Matrix vector product in double precision arithmetic
Code: Select all
/*
    -- MAGMA (version 0.2) --
       Univ. of Tennessee, Knoxville
       Univ. of California, Berkeley
       Univ. of Colorado, Denver
       June 2009
*/

#include "cublas.h"
#include "magma.h"

#define num_threads 64
#define dgemv_bs 64

__global__ void
dgemv_kernel(int n, int m, int n1, double* A, int lda, double *x, double *y)
{
  int ind = blockIdx.x*num_threads + threadIdx.x;

  A += ind;
  x += threadIdx.x;

  double res = 0.f;

  __shared__ double buff[dgemv_bs];
  for(int i=0; i<n1; i += dgemv_bs ){
    __syncthreads();
    buff[threadIdx.x]  = x[i];

    __syncthreads();
    #pragma unroll
    for(int j=0; j < dgemv_bs ; j++){
       res+=A[0]*buff[j];
       A+=lda;
    }
  }
  __syncthreads();

  if (m>n1){
     buff[threadIdx.x]  = x[n1];

     __syncthreads();
     for(int j=0; j<(m-n1); j++){
         res += A[0]*buff[j];
         A+=lda;
     }
  }

  if (ind<n)
     y[ind] = res;
}

extern "C" void
magmablas_dgemv(int n, int m, double *A, int lda, double *x, double *z)
{
/*  -- MAGMA (version 0.2) --
       Univ. of Tennessee, Knoxville
       Univ. of California, Berkeley
       Univ. of Colorado, Denver
       June 2009

    Purpose
    =======

    This routine computes z = A x on the GPU.

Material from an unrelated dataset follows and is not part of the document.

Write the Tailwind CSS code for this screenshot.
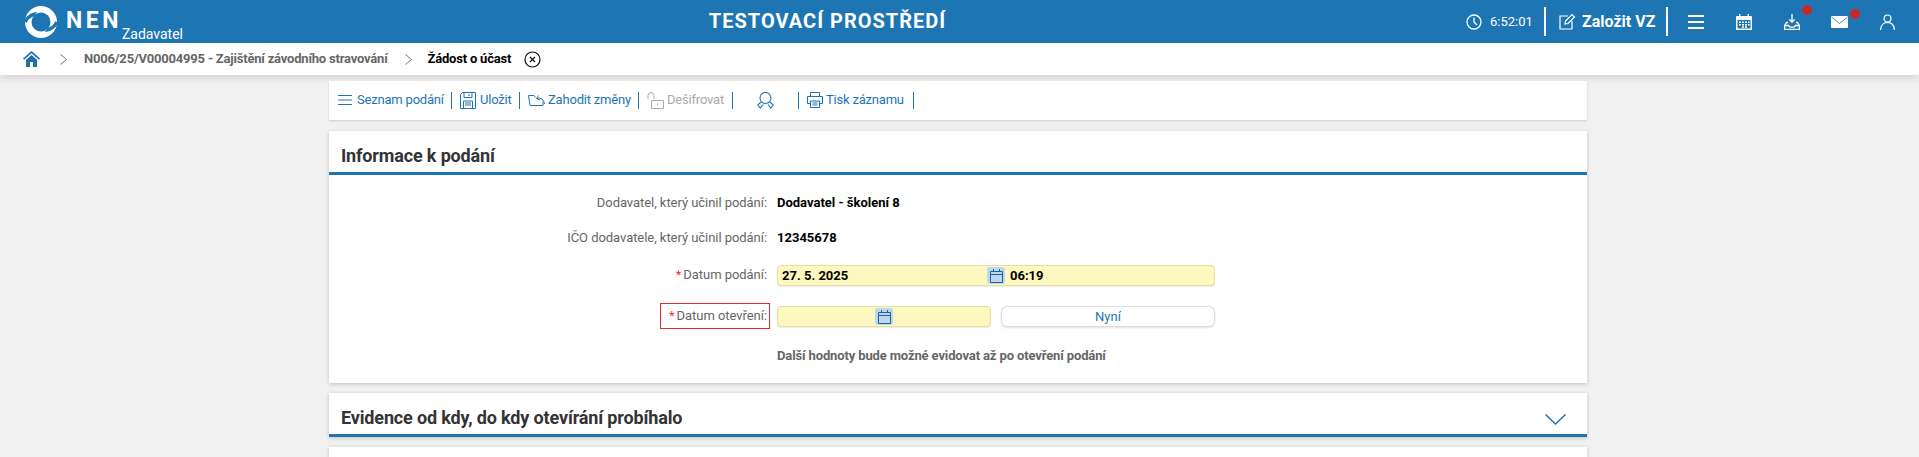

    N      - (input) INTEGER.
             On entry, N specifies the number of rows of the matrix A.

    M      - (input) INTEGER.
             On entry, M specifies the number of columns of the matrix A

    A      - (input) DOUBLE PRECISION array of dimension ( LDA, m ) on the GPU.
   
    LDA    - (input) INTEGER.
             LDA specifies the leading dimension of A.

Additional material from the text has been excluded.